As for Steyn's demography-is-destiny theory, it's all well and good, except when he's trying to make it fit, in practice. Steyn gets a bit of a thumping about that here. Christopher Hitchens is skeptical, but admiring. When Johann Hari crunches Steyn's numbers, they don't add up.

So sit back, watch the show, and enjoy it while you can, but be warned. I have a nagging feeling that no good will come of any of this.

UPDATE: I blew a gasket here this morning.

19 Comments:

Anonymous Anonymous said...

wonder what Steyn will have to say about the father murdering his own daughter, strangling her with the hijab she refused to wear but he insistedon, to the point of death.

Elmasry thinks such barbarous murder is "a teenage problem".

Time for the HRC Star Courts to have a look at him and his organization.

5:42 AM  
Blogger Terry Glavin said...

I saw that, Fred. "Oh, just another teenage problem." If some Muslim kid got beat up in high school for being a Muslim kid, I know just the type who'd rush to write it off as just a teenage problem. The bigoted crank type.
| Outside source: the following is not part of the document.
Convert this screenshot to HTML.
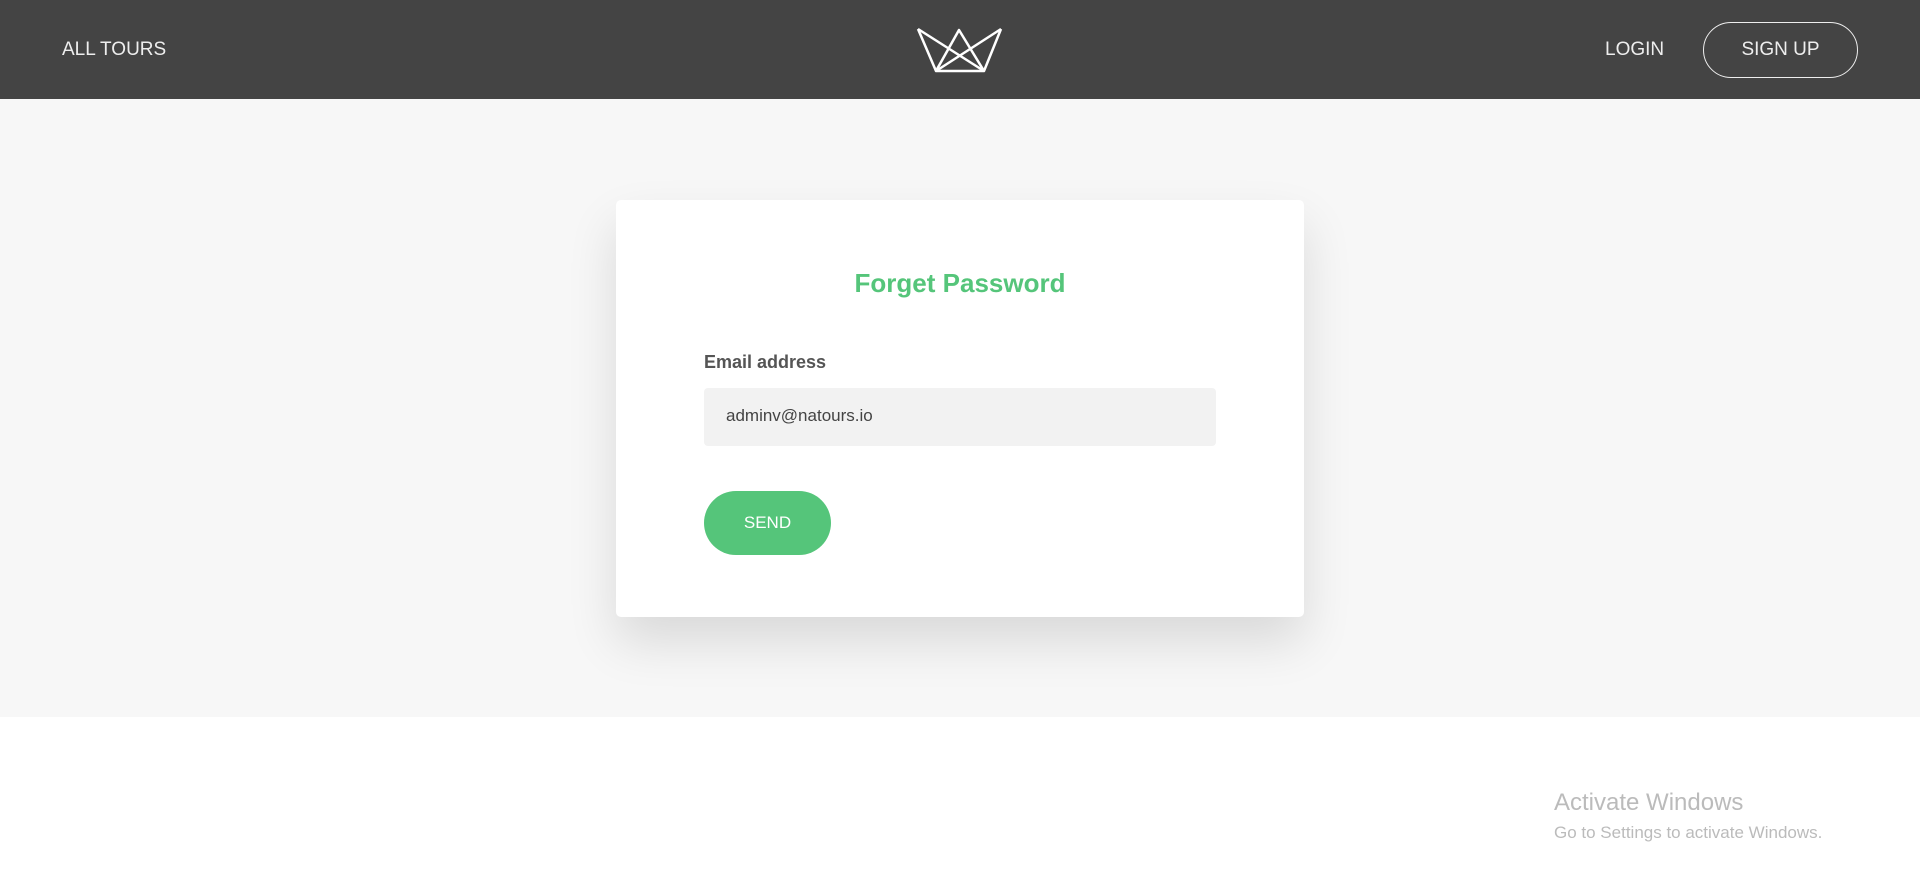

Elmasry's type.

10:45 AM  
Blogger richard said...

Certainly this is my assumption as well, Fred, but until the police stop speaking as elliptically as they have so far, I'm uncomfortably aware that it's my assumption. If her brother keeps saying it's not as simple as this, then I'm prepared to wait to judge.

But Elmasry's out-of-hand denial of the possibility is absurd. Domestic violence does occur across ethnic groups in Canada, certainly, including violence that fathers direct at daughters they perceive to be misbehaving - but each kind of violence needs to be rejected utterly, and the reasons for each kind and case need to be uncovered and overcome.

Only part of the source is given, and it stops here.